## [Work instructions]
Each line that holds the word "index" counts once; report the total and nothing else.
%%
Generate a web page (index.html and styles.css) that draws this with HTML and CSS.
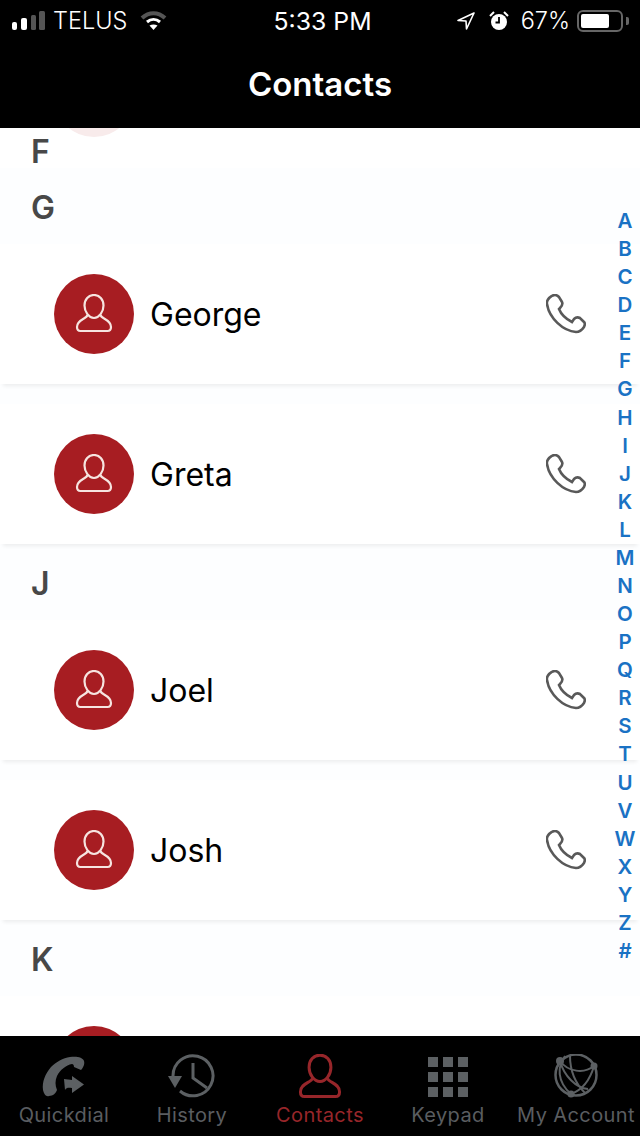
FILE: index.html
```html
<!DOCTYPE html>
<html lang="en">
<head>
    <meta charset="UTF-8">
    <meta name="viewport" content="width=device-width, initial-scale=1.0">
    <title>Contacts</title>
    <link rel="stylesheet" href="styles.css">
</head>
<body>
    <svg class="defs" width="0" height="0">
        <symbol id="person" viewBox="0 0 40 40">
            <path d="M20 1c-5.500 0-9.500 4.500-9.500 10.500 0 6.500 4.500 12.500 9.500 12.500s9.500-6 9.500-12.500C29.500 5.500 25.500 1 20 1z"/>
            <path d="M13.500 21c-.5 4-10.500 4-10.500 12 0 2.500 1 4 3.500 4h27c2.500 0 3.500-1.500 3.500-4 0-8-10-8-10.500-12"/>
        </symbol>
        <symbol id="phone" viewBox="0 0 40 40">
            <path d="M1 10C0 6 5 1 9 1c2 0 3 1 4 2l3 5c1 2 0 4-2 6l-1 1c2 5 7 10 13 13l2-3c2-2 4-2 6-1l4 4c1 1 1 3 0 5-2 3-5 5-8 5C17 37 3 24 1 10z"/>
        </symbol>
    </svg>

    <div class="app">
        <header class="top">
            <div class="status">
                <div class="status-left">
                    <svg class="signal" width="33" height="19" viewBox="0 0 33 19">
                        <rect x="0" y="11" width="5" height="8" rx="2" fill="#fff"/>
                        <rect x="9" y="7" width="6" height="12" rx="2" fill="#fff"/>
                        <rect x="19" y="4" width="5" height="15" rx="1.500" fill="#555"/>
                        <rect x="27" y="0" width="6" height="19" rx="1.500" fill="#555"/>
                    </svg>
                    <span>TELUS</span>
                    <svg class="wifi" width="27" height="19" viewBox="0 0 27 19" fill="none">
                        <path d="M2 7c7-6.500 16-6.500 23 0" stroke="#555" stroke-width="4"/>
                        <path d="M7 11c4-3.500 9-3.500 13 0" stroke="#fff" stroke-width="3"/>
                        <path d="M9.500 14.500l4 4.500 4-4.500c-2.500-1.500-5.500-1.500-8 0z" fill="#fff"/>
                    </svg>
                </div>
                <div class="status-time">5:33 PM</div>
                <div class="status-right">
                    <svg width="18" height="18" viewBox="0 0 18 18" fill="none" stroke="#fff" stroke-width="1.600" stroke-linejoin="round">
                        <path d="M17 1L1 8.500l8 .5.500 8z"/>
                    </svg>
                    <svg class="alarm" width="20" height="20" viewBox="0 0 20 20">
                        <circle cx="10" cy="11" r="8" fill="#fff"/>
                        <path d="M10 6v5.500H6.500" fill="none" stroke="#000" stroke-width="1.800"/>
                        <path d="M1 5l4-4M19 5l-4-4" stroke="#fff" stroke-width="2"/>
                    </svg>
                    <span>67%</span>
                    <div class="battery">
                        <div class="battery-level"></div>
                    </div>
                    <div class="battery-tip"></div>
                </div>
            </div>
            <h1 class="title">Contacts</h1>
        </header>

        <main class="list">
            <div class="faded-avatar"></div>

            <div class="letter letter-f">F</div>

            <div class="letter">G</div>
            <div class="group">
                <div class="row">
                    <div class="avatar"><svg class="avatar-icon"><use href="#person"/></svg></div>
                    <div class="name">George</div>
                    <svg class="call"><use href="#phone"/></svg>
                </div>
                <div class="row">
                    <div class="avatar"><svg class="avatar-icon"><use href="#person"/></svg></div>
                    <div class="name">Greta</div>
                    <svg class="call"><use href="#phone"/></svg>
                </div>
            </div>

            <div class="letter">J</div>
            <div class="group">
                <div class="row">
                    <div class="avatar"><svg class="avatar-icon"><use href="#person"/></svg></div>
                    <div class="name">Joel</div>
                    <svg class="call"><use href="#phone"/></svg>
                </div>
                <div class="row">
                    <div class="avatar"><svg class="avatar-icon"><use href="#person"/></svg></div>
                    <div class="name">Josh</div>
                    <svg class="call"><use href="#phone"/></svg>
                </div>
            </div>

            <div class="letter">K</div>
            <div class="group">
                <div class="row">
                    <div class="avatar"><svg class="avatar-icon"><use href="#person"/></svg></div>
                </div>
            </div>

            <div class="index">
                <span>A</span><span>B</span><span>C</span><span>D</span><span>E</span><span>F</span><span>G</span>
                <span>H</span><span>I</span><span>J</span><span>K</span><span>L</span><span>M</span><span>N</span>
                <span>O</span><span>P</span><span>Q</span><span>R</span><span>S</span><span>T</span><span>U</span>
                <span>V</span><span>W</span><span>X</span><span>Y</span><span>Z</span><span>#</span>
            </div>
        </main>

        <nav class="tabs">
            <div class="tab">
                <svg class="tab-icon" viewBox="0 0 48 46">
                    <path class="fill" d="M30 3C36 2 43 3 44 7c1 3-1 7-3 9l-7-3c0-2-1-3-2-3-6 1-12 6-15 12-2 5-2 9 0 14-1 3-4 6-8 6-3 1-5-2-6-6-1-8 2-16 8-23C16 8 23 4 30 3z"/>
                    <path class="fill" d="M24 25c2 0 6 1 8 1v-4l12 8.500L32 39v-5c-3 0-5-1-7 2l-1-11z"/>
                </svg>
                <span>Quickdial</span>
            </div>
            <div class="tab">
                <svg class="tab-icon" viewBox="0 0 48 46">
                    <path class="line" d="M5 22A20 20 0 1 1 12 37" stroke-width="3"/>
                    <path class="line" d="M25 9v15l14 10" stroke-width="3"/>
                    <path class="fill" d="M0 22h14L7 34z"/>
                </svg>
                <span>History</span>
            </div>
            <div class="tab tab-active">
                <svg class="tab-icon tab-person"><use href="#person"/></svg>
                <span>Contacts</span>
            </div>
            <div class="tab">
                <div class="keys">
                    <i></i><i></i><i></i><i></i><i></i><i></i><i></i><i></i><i></i>
                </div>
                <span>Keypad</span>
            </div>
            <div class="tab">
                <svg class="tab-icon" viewBox="0 0 48 46">
                    <circle class="line" cx="24" cy="21" r="20.500" stroke-width="2.500"/>
                    <path class="line" d="M13 2C5 12 5 28 19 40M8 7c8 11 24 13 34 5M42 12c-4 14-12 24-23 28M18 2c0 12 4 26 15 37M8 7c4 15 16 27 28 28" stroke-width="2"/>
                    <circle class="fill" cx="8" cy="7" r="4"/>
                    <circle class="fill" cx="42" cy="12" r="3.500"/>
                    <circle class="fill" cx="19" cy="40" r="3.500"/>
                </svg>
                <span>My Account</span>
            </div>
        </nav>
    </div>
</body>
</html>
```

FILE: styles.css
```css
body {
    margin: 0;
    background-color: #000;
    font-family: Inter, "Liberation Sans", sans-serif;
}

.defs {
    position: absolute;
}

.app {
    display: flex;
    flex-direction: column;
    width: 640px;
    height: 1136px;
    overflow: hidden;
}

/* Status bar and title */
.top {
    flex: none;
    height: 128px;
    background-color: #000;
    color: #fff;
}

.status {
    display: grid;
    grid-template-columns: 1fr auto 1fr;
    align-items: center;
    height: 41px;
    padding: 0 11px 0 12px;
    font-size: 23.500px;
    font-weight: 300;
}

.status-left,
.status-right {
    display: flex;
    align-items: center;
}

.status-left span {
    margin-left: 8px;
}

.wifi {
    margin-left: 13px;
}

.status-time {
    margin-left: 4px;
    font-size: 24.800px;
    font-weight: 400;
}

.status-right {
    justify-content: flex-end;
}

.alarm {
    margin-left: 14px;
}

.status-right span {
    margin-left: 12px;
}

.battery {
    width: 46px;
    height: 22px;
    margin-left: 7px;
    padding: 2px;
    box-sizing: border-box;
    border: 2px solid #666;
    border-radius: 6px;
}

.battery-level {
    width: 28px;
    height: 100%;
    background-color: #fff;
    border-radius: 2px;
}

.battery-tip {
    width: 3px;
    height: 8px;
    margin-left: 3px;
    background-color: #666;
    border-radius: 0 2px 2px 0;
}

.title {
    margin: 0;
    text-align: center;
    font-size: 33px;
    font-weight: 600;
    line-height: 87px;
}

/* Contact list */
.list {
    position: relative;
    flex: 1;
    min-height: 0;
    overflow: hidden;
    background-color: #fdfeff;
}

.faded-avatar {
    position: absolute;
    left: 54px;
    top: -71px;
    width: 80px;
    height: 80px;
    border-radius: 50%;
    background-color: #f8ebeb;
}

.letter {
    display: flex;
    align-items: center;
    height: 76px;
    padding: 2px 0 0 31px;
    box-sizing: border-box;
    font-size: 32px;
    font-weight: 600;
    color: #484848;
}

.letter-f {
    height: 40px;
    padding-top: 6px;
    background-color: #fff;
}

.group {
    display: flex;
    flex-direction: column;
    gap: 20px;
}

.row {
    display: flex;
    flex: none;
    align-items: center;
    height: 140px;
    padding: 0 54px;
    background-color: #fff;
    box-shadow: 0 5px 4px -3px rgba(0, 0, 0, 0.07);
}

.avatar {
    display: flex;
    flex: none;
    align-items: center;
    justify-content: center;
    width: 80px;
    height: 80px;
    border-radius: 50%;
    background-color: #a71d22;
}

.avatar-icon {
    width: 40px;
    height: 40px;
    fill: none;
    stroke: #f6e4e0;
    stroke-width: 2.200;
}

.name {
    flex: 1;
    margin-left: 16px;
    font-size: 32px;
    color: #000;
}

.call {
    flex: none;
    width: 40px;
    height: 40px;
    fill: none;
    stroke: #595959;
    stroke-width: 2.600;
}

/* A-Z scrubber */
.index {
    position: absolute;
    top: 79px;
    right: 0;
    display: flex;
    flex-direction: column;
    width: 30px;
    text-align: center;
    font-size: 20.500px;
    font-weight: 600;
    line-height: 28.080px;
    color: #1a72c4;
}

/* Bottom tabs */
.tabs {
    display: grid;
    flex: none;
    grid-template-columns: repeat(5, 1fr);
    height: 100px;
    background-color: #000;
    color: #5a5d60;
}

.tab {
    display: flex;
    flex-direction: column;
    align-items: center;
    padding-top: 18px;
    font-size: 20px;
    line-height: 28px;
    letter-spacing: 0.4px;
    white-space: nowrap;
}

.tab-active {
    color: #97262a;
}

.tab-icon {
    width: 48px;
    height: 46px;
    margin-bottom: 1px;
}

.tab-icon .fill {
    fill: #5c6063;
}

.tab-icon .line {
    fill: none;
    stroke: #5c6063;
}

.tab-person {
    fill: none;
    stroke: #97262a;
    stroke-width: 2.600;
}

.keys {
    display: grid;
    grid-template-columns: repeat(3, 10px);
    grid-auto-rows: 10px;
    gap: 5px;
    margin: 3px 0 4px;
}

.keys i {
    background-color: #5c6063;
}
```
%%
## [Response to this task]
4